Brook Manville, co-director of information and technology at McKinsey & Co, the consultants, understands the distinction that Ms Orlikowski is making. He is also overseeing a major implementation of Notes - but McKinsey's avowed emphasis is fundamental transformation of the company's professional practice.
McKinsey has typically thrown very bright, energetic people at a client project. Mr Manville calls it 'the 'we're smarter than everyone else and that's enough to maintain our advantage' strategy'.
But competitors are catching up. McKinsey's next step, according to Mr Manville, is to leverage its collective experience by systematically developing and sharing institutional knowledge.
Knowledge development at McKinsey revolves around 30 or more 'practice centres' - voluntary, virtual communities of consultant specialists who offer their expertise to colleagues. Getting these centres to view knowledge development in marketing terms is the first step. 'They should think about growing their 'mind share' with consultants throughout the firm,' said Bill Matassoni, a McKinsey executive.
McKinsey summarises what it has learnt from some 1,500 projects completed each year in the computer database. But these records are not viewed as dusty electronic archives. Mr Manville, a statistics fanatic, urges practice centre leaders to measure usage of the databases - and even to publish 'best-seller lists' of the most valued, and used, documents.
However, such tactics still fall well short of the mark. The Organisation Performance Practice, the firm's largest practice centre, has gone much further. The centrepiece of its activities is the Rapid Response Network, operated by four people better characterised as consulting psychologists than technical support staff.
The network team responds instantly to internal customers' questions with referrals to McKinsey experts and to customised material culled from numerous internal and external databases. (The human touch counts: send too many documents and the already besieged consultant is overwhelmed; send too few and she or he is disappointed. Ducking such basic issues as these is the weak point of most knowledge-management schemes.

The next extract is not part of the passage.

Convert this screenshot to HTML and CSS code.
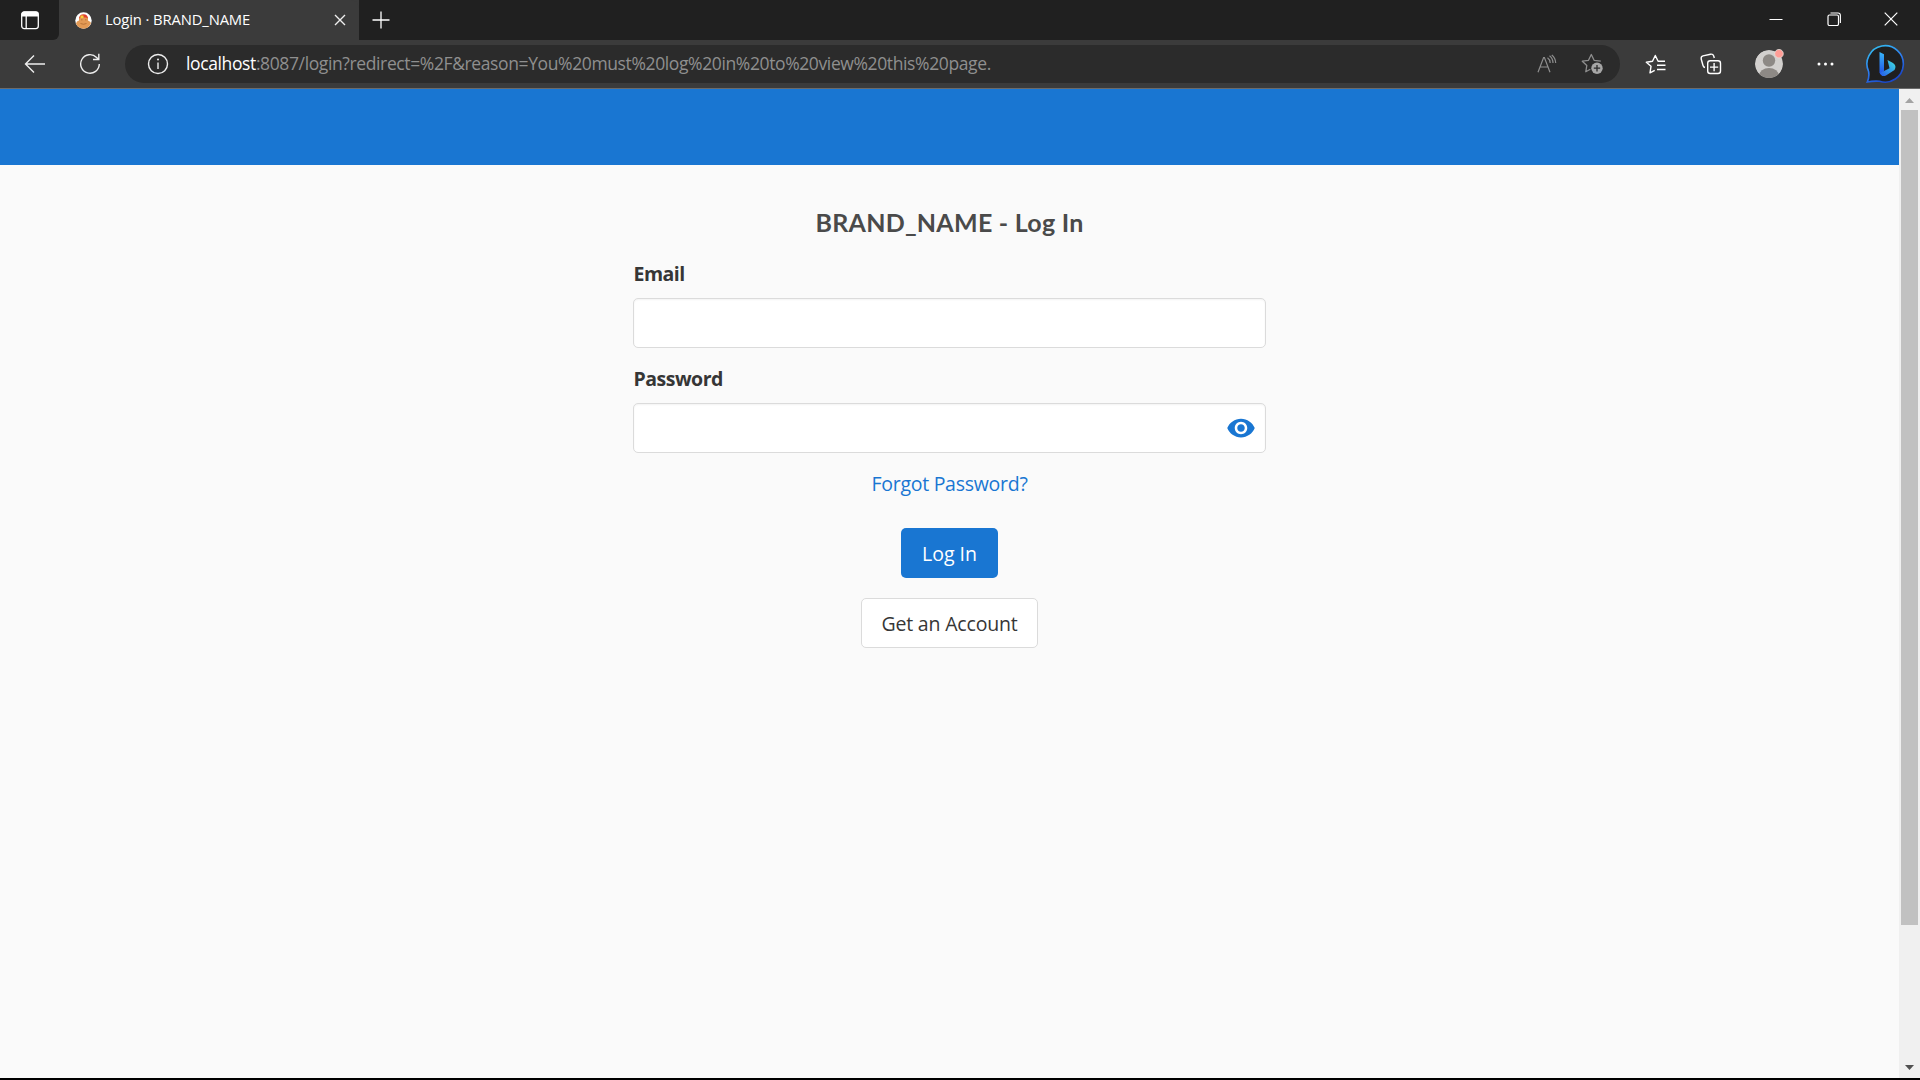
FILE: index.html
```
<!DOCTYPE html>
<html lang="en">
<head>
<meta charset="utf-8">
<title>Login · BRAND_NAME</title>
<link rel="stylesheet" href="styles.css">
</head>
<body>
<div class="window">
  <div class="tabstrip">
    <div class="tab-actions">
      <svg width="20" height="20" viewBox="0 0 20 20"><rect x="1.7" y="2" width="16.6" height="16.6" rx="2.5" fill="none" stroke="#fff" stroke-width="1.3"/><path d="M1.5 6.6V4.5Q1.5 1.5 4.5 1.5h11q3 0 3 3v2.1z" fill="#fff"/><path d="M6.2 6v12.5" stroke="#fff" stroke-width="1.3"/></svg>
    </div>
    <div class="tab">
      <svg width="17" height="17" viewBox="0 0 17 17"><circle cx="8.5" cy="8.5" r="8.2" fill="#fff"/><path d="M1 11.5Q1.500 9 4 8.500V5.500Q8.500 2 13 5.500V8.500Q15.700 9.500 16 11Q14 16.700 8.500 16.700Q3 16.500 1 11.500z" fill="#e39a55"/><path d="M4 6.500Q4.500 2.300 8.500 2.300Q12.500 2.300 13 6.500L11 5.600H6z" fill="#e0402f"/><path d="M5.500 3.500h3v2.500h-3z" fill="#f4d13a"/><path d="M6 7.800h1.500M10 7.800h1.500M5.500 11.500q3 1.500 6 0" stroke="#b06a30" stroke-width=".8" fill="none"/></svg>
      <span class="tab-title">Login · BRAND_NAME</span>
      <svg width="12" height="12" viewBox="0 0 12 12"><path d="M1 1l10 10M11 1L1 11" stroke="#eee" stroke-width="1.4"/></svg>
    </div>
    <svg class="new-tab" width="18" height="18" viewBox="0 0 18 18"><path d="M9 .5v17M.5 9h17" stroke="#fff" stroke-width="1.3"/></svg>
    <div class="window-controls">
      <svg width="14" height="14" viewBox="0 0 14 14"><path d="M.5 7.500h13" stroke="#fff"/></svg>
      <svg width="14" height="14" viewBox="0 0 14 14"><rect x="1" y="3" width="10.500" height="10.500" rx="1.500" fill="none" stroke="#fff" stroke-width="1.200"/><path d="M3.500 1h7.500q2.400 0 2.400 2.400V11" fill="none" stroke="#fff" stroke-width="1.100"/></svg>
      <svg width="14" height="14" viewBox="0 0 14 14"><path d="M.7 .7l12.600 12.600M13.300 .7L.7 13.300" stroke="#fff" stroke-width="1.200"/></svg>
    </div>
  </div>
  <div class="toolbar">
    <svg width="22" height="20" viewBox="0 0 22 20"><path d="M21 10H1.500M10 1.500L1.500 10l8.500 8.500" fill="none" stroke="#eee" stroke-width="1.400"/></svg>
    <svg class="reload" width="22" height="22" viewBox="0 0 22 22"><path d="M20.300 11A9.300 9.300 0 1 1 17.600 4.400L19.500 6.300M19.800 .8V6.500H14" fill="none" stroke="#eee" stroke-width="1.400"/></svg>
    <div class="address">
      <svg width="22" height="22" viewBox="0 0 22 22"><circle cx="11" cy="11" r="9.500" fill="none" stroke="#eee" stroke-width="1.400"/><path d="M11 9.500v6.500" stroke="#eee" stroke-width="1.400"/><circle cx="11" cy="6.500" r="1" fill="#eee"/></svg>
      <span class="url"><span class="host">localhost</span>:8087/login?redirect=%2F&amp;reason=You%20must%20log%20in%20to%20view%20this%20page.</span>
      <svg width="20" height="20" viewBox="0 0 20 20"><path d="M1 18.300L6.600 3.500h.8L13 18.300M3 13h8M10.500 3.800q2.600 1.700 2.700 5.200M12.500 1.800q3.300 2.400 3.500 7.200M14.800 1q3.700 3 3.900 8" fill="none" stroke="#8e8e8e" stroke-width="1.200"/></svg>
      <svg class="fav-add" width="23" height="23" viewBox="0 0 23 23"><path d="M9.300 17.300L4.800 19.700 5.800 13.500 1.300 9.200 7.500 8.300 10.300 2.500 13.100 8.300 19.800 9.200" fill="none" stroke="#8e8e8e" stroke-width="1.300" stroke-linejoin="round"/><circle cx="16" cy="16.200" r="5.700" fill="#a6a6a6"/><path d="M16 13v6.400M12.800 16.200h6.400" stroke="#2b2b2b" stroke-width="1.300"/></svg>
    </div>
    <svg class="favorites" width="22" height="22" viewBox="0 0 22 22"><path d="M9.700 17.300L5 19.800 6 13.300 1.300 9.200 7.500 8.300 10.300 2.500 13.100 8.300H20M12 12.300h8.500M12 16.500h8.500" fill="none" stroke="#fff" stroke-width="1.400" stroke-linejoin="round"/></svg>
    <svg class="collections" width="22" height="22" viewBox="0 0 22 22"><rect x="7.700" y="7.700" width="12.800" height="12.800" rx="2.500" fill="none" stroke="#fff" stroke-width="1.400"/><path d="M14.100 10v8.200M10 14.100h8.200M5 14.500Q3.500 14.200 3 12.500L1.200 6Q.8 3.500 3 2.900L10.500 1.200Q13 .8 13.700 3L14.300 5" fill="none" stroke="#fff" stroke-width="1.400"/></svg>
    <svg class="profile" width="30" height="30" viewBox="0 0 30 30"><defs><clipPath id="avatar"><circle cx="14" cy="15" r="14"/></clipPath></defs><g clip-path="url(#avatar)"><circle cx="14" cy="15" r="14" fill="#d2d0ce"/><circle cx="14" cy="11.500" r="6.200" fill="#8d8985"/><ellipse cx="14" cy="27" rx="10" ry="8" fill="#8d8985"/></g><circle cx="24" cy="4.700" r="4.300" fill="#ff9d96" stroke="#e7ddd9" stroke-width=".8"/></svg>
    <svg class="more" width="17" height="4" viewBox="0 0 17 4"><circle cx="2" cy="2" r="1.500" fill="#fff"/><circle cx="8.500" cy="2" r="1.500" fill="#fff"/><circle cx="15" cy="2" r="1.500" fill="#fff"/></svg>
    <svg class="bing" width="40" height="40" viewBox="0 0 40 40"><defs><linearGradient id="ring" x1="0" y1="0" x2=".5" y2="1"><stop offset="0" stop-color="#35c8f0"/><stop offset=".6" stop-color="#2d7cf0"/><stop offset="1" stop-color="#1b48c8"/></linearGradient><linearGradient id="stem" x1="0" y1="0" x2="0" y2="1"><stop offset="0" stop-color="#38b6f8"/><stop offset="1" stop-color="#2050e8"/></linearGradient><linearGradient id="bowl" x1="0" y1="1" x2="1" y2="0"><stop offset="0" stop-color="#2558ec"/><stop offset="1" stop-color="#3fe0e0"/></linearGradient></defs><path d="M2.300 38Q4.600 33 3.600 27.500A18.200 18.200 0 1 1 14.500 37.200Q8 36.800 2.300 38z" fill="#1f1f1f" stroke="url(#ring)" stroke-width="1.600"/><path d="M14.500 8L19 10.300V27L15.500 30.500 14.500 28.500z" fill="url(#stem)"/><path d="M15 29L24.500 24.300 22.500 16 28 19Q32 21.500 29.500 26L21 31.500Q16.500 33.500 15 29z" fill="url(#bowl)"/></svg>
  </div>
  <div class="viewport">
    <div class="page">
      <header class="site-header"></header>
      <main class="login">
        <h1>BRAND_NAME - Log In</h1>
        <label>Email</label>
        <div class="field"></div>
        <label class="password">Password</label>
        <div class="field"><svg width="30" height="30" viewBox="0 0 24 24"><path fill="#1976d2" d="M12 4.500C7 4.500 2.730 7.610 1 12c1.730 4.390 6 7.500 11 7.500s9.270-3.110 11-7.500c-1.730-4.390-6-7.500-11-7.500zM12 17c-2.760 0-5-2.240-5-5s2.240-5 5-5 5 2.240 5 5-2.240 5-5 5zm0-8c-1.660 0-3 1.340-3 3s1.340 3 3 3 3-1.340 3-3-1.340-3-3-3z"/></svg></div>
        <a class="forgot">Forgot Password?</a>
        <a class="button primary">Log In</a>
        <a class="button secondary">Get an Account</a>
      </main>
    </div>
    <div class="scrollbar">
      <svg width="9" height="5" viewBox="0 0 9 5"><path d="M0 5L4.500 0 9 5z" fill="#a3a3a3"/></svg>
      <div class="thumb"></div>
      <svg width="9" height="5" viewBox="0 0 9 5"><path d="M0 0L4.500 5 9 0z" fill="#505050"/></svg>
    </div>
  </div>
</div>
</body>
</html>
```
FILE: styles.css
```
* { box-sizing: border-box; }
body { margin: 0; font-family: "Open Sans", "Noto Sans", sans-serif; background: #000; }
svg { display: block; flex: none; }
.window { display: flex; flex-direction: column; width: 1920px; height: 1080px; padding-bottom: 2px; overflow: hidden; }
.tabstrip { display: flex; height: 40px; background: #3b3b3b linear-gradient(#202020, #202020) 100% 0 / 1561px 40px no-repeat; }
.tab-actions { display: flex; width: 59px; padding: 10px 0 0 20px; background: #202020; border-bottom-right-radius: 6px; }
.tab { display: flex; align-items: center; width: 300px; padding: 0 13px 0 16px; background: #3b3b3b; border-radius: 0 8px 0 0; color: #fff; }
.tab-title { flex: 1; margin-left: 13px; padding-bottom: 2px; font-size: 14.8px; line-height: 20px; letter-spacing: -.13px; white-space: nowrap; }
.new-tab { margin: 11px 0 0 13px; }
.window-controls { display: flex; gap: 43.500px; margin: 12px 22px 0 auto; }
.toolbar { display: flex; align-items: center; height: 49px; padding: 0 15px 1px 24px; background: #3b3b3b; border-bottom: 1px solid #6b6b6b; }
.reload { margin-left: 33px; }
.address { display: flex; align-items: center; width: 1495px; height: 38px; margin-left: 24px; padding: 0 16px 0 21.500px; border-radius: 19px; background: #2b2b2b; }
.url { flex: 1; margin-left: 17.500px; padding-bottom: 1px; font-size: 17.5px; line-height: 24px; letter-spacing: -.38px; color: #8f8f8f; white-space: nowrap; }
.host { color: #fff; }
.fav-add { margin-left: 24px; }
.favorites { margin-left: 24.500px; }
.collections { margin-left: 33px; }
.profile { margin-left: 33px; }
.more { margin-left: 32.500px; }
.bing { margin-left: auto; }
.viewport { display: flex; flex: 1; min-height: 0; }
.page { flex: 1; background: #fafafa; }
.site-header { height: 76px; background: #1976d2; }
.login { display: flex; flex-direction: column; width: 633px; margin: 0 auto; padding-top: 39px; font-size: 19.5px; line-height: 30px; color: #363636; }
h1 { margin: 0 0 1px; font: 700 25px/36px Lato, sans-serif; letter-spacing: .26px; text-align: center; color: #4a4a4a; }
label { margin-top: 18px; font-weight: 700; letter-spacing: -.5px; text-indent: .5px; }
label.password { margin-top: 16px; }
.field { display: flex; align-items: center; justify-content: flex-end; height: 50px; margin-top: 9px; padding-right: 9px; background: #fff; border: 1px solid #dbdbdb; border-radius: 5px; box-shadow: inset 0 1px 2px rgba(10, 10, 10, .05); }
.forgot { margin-top: 16px; align-self: center; letter-spacing: -.27px; color: #1976d2; }
.button { display: flex; align-items: center; justify-content: center; align-self: center; height: 50px; padding-top: 1px; border-radius: 5px; }
.primary { width: 97px; margin-top: 29px; color: #fff; background: #1976d2; }
.secondary { width: 177px; margin-top: 20px; letter-spacing: -.18px; background: #fff; border: 1px solid #dbdbdb; }
.scrollbar { display: flex; flex-direction: column; align-items: center; width: 21px; padding: 9px 0 8px; background: #f0f0f0; }
.thumb { width: 17px; height: 815px; margin: 7px 0 auto; background: #c1c1c1; }
```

All 60 consu1tant specialists in the Organisation Performance Practice have also agreed to act as 'on-call consultants' a couple of weeks a year. They guarantee a response, within 24 hours, to queries from consultants in any of 58 offices in 28 countries.
Finally, the rapid response people perform extensive follow-up interviews and track 'customer satisfaction'. They even publish an annual report on their activities.
The bottom line is trying to get harried consultants to use the firm's reservoir of knowledge routinely in their client work and to take the time to replenish that reservoir. Beyond the practice centre activities, McKinsey is slowly developing the 'cu1tural value' that measurable contributions to the firm's knowledge base are essential for satisfactory performance evaluation.
Mr Manville has barely started, as he readily admits. But he's asking all the right questions.
Fitting together the pieces of the knowledge development puzzle may be the foremost challenge for corporate America in the coming decade.